> **AIM**:
Pull out every line below that contains the word "components".
>> START
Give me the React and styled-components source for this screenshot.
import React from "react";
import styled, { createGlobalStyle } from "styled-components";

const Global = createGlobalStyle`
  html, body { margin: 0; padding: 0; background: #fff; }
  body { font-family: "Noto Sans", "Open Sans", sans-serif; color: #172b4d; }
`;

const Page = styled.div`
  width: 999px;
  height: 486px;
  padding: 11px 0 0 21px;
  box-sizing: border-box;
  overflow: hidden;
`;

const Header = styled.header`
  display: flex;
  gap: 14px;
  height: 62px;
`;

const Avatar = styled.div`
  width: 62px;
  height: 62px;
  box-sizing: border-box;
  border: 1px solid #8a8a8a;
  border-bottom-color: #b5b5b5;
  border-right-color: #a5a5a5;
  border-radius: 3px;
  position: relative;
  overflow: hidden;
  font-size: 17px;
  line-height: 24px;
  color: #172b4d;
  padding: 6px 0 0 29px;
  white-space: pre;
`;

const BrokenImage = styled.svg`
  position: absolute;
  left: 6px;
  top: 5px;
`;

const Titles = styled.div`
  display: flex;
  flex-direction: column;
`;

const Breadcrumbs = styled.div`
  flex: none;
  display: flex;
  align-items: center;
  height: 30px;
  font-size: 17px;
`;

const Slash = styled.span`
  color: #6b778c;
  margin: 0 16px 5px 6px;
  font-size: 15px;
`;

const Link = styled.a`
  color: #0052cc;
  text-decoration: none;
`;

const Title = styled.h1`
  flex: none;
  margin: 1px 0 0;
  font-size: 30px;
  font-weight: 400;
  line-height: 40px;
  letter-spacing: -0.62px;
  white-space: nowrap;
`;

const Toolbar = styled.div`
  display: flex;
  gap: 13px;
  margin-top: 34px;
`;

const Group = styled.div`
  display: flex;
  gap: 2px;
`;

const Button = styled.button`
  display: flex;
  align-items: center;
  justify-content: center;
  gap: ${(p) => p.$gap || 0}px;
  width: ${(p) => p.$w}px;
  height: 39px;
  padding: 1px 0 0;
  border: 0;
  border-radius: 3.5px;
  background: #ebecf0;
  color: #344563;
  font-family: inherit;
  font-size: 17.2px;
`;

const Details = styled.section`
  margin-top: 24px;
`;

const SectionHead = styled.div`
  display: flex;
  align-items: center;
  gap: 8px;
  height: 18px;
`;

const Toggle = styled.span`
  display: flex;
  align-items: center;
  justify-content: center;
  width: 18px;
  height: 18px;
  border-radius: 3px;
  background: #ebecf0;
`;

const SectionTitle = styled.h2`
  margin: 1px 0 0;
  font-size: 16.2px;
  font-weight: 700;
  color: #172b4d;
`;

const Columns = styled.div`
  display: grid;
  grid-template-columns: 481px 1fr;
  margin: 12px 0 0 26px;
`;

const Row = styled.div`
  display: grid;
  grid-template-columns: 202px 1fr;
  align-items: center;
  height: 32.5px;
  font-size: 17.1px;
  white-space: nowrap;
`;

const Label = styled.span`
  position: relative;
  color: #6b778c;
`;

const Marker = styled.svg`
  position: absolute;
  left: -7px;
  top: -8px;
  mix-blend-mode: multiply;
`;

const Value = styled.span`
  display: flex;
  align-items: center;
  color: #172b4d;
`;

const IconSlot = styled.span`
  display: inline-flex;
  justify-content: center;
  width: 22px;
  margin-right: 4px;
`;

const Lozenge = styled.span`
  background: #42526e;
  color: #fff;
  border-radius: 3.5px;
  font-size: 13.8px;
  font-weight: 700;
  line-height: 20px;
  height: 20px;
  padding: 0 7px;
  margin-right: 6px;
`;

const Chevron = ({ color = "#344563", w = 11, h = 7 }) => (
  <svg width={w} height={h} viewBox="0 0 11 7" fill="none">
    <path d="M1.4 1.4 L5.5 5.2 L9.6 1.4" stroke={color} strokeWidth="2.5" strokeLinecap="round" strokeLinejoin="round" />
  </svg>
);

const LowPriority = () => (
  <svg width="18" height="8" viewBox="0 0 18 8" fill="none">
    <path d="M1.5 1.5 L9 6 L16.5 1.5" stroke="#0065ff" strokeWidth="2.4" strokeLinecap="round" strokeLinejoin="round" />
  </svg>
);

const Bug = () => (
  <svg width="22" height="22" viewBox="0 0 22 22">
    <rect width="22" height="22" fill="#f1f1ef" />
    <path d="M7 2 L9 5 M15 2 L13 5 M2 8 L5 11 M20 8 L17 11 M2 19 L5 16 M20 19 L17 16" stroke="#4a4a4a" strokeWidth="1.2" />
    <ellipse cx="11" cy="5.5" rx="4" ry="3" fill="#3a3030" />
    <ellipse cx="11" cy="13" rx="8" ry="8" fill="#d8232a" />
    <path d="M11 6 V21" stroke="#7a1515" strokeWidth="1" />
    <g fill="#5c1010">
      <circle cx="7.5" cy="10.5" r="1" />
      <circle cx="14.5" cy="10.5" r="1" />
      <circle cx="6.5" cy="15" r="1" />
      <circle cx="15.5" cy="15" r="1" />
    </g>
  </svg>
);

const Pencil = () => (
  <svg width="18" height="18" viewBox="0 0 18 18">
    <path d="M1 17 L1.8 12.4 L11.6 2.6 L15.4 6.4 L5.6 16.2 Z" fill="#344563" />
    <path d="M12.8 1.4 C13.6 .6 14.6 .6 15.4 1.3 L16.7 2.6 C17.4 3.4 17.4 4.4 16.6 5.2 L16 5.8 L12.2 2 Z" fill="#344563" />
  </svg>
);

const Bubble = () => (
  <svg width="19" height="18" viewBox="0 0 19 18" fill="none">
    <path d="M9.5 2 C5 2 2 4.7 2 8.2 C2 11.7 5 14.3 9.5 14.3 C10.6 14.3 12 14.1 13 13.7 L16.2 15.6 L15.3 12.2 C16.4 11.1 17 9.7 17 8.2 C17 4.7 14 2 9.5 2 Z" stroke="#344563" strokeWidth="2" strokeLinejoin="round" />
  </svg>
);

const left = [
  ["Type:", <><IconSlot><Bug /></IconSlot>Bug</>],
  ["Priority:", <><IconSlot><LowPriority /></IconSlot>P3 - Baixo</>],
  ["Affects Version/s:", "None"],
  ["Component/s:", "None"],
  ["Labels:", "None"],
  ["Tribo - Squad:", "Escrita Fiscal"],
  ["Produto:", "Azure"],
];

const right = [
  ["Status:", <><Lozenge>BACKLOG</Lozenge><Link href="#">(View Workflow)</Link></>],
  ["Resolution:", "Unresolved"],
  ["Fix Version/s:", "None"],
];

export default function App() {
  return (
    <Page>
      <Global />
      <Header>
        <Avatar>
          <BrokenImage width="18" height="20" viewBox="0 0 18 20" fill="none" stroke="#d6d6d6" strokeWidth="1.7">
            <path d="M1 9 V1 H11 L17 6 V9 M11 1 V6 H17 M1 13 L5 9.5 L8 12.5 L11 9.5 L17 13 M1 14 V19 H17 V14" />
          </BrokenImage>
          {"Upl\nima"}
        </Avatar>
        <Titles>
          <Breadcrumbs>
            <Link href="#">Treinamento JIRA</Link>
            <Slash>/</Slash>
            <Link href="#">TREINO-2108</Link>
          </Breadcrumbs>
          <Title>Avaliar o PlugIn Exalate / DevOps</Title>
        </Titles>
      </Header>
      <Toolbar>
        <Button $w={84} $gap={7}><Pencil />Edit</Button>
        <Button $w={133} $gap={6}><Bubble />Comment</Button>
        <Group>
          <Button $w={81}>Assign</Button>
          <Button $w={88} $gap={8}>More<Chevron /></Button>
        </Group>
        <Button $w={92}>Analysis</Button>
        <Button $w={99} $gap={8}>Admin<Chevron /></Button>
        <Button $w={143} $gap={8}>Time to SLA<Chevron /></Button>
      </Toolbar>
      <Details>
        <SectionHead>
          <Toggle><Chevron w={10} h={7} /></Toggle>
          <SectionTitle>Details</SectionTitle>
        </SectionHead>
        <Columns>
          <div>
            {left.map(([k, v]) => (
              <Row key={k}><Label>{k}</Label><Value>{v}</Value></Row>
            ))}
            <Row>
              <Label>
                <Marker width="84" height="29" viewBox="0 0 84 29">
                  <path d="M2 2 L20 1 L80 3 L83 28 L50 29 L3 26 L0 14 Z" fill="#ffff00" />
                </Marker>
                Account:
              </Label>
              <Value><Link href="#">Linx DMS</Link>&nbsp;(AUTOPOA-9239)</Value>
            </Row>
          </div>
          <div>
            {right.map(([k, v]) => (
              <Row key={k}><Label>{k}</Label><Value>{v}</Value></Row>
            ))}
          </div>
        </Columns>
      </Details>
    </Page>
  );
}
>> END
> **THE REPLY**:
Give me the React and styled-components source for this screenshot.
import styled, { createGlobalStyle } from "styled-components";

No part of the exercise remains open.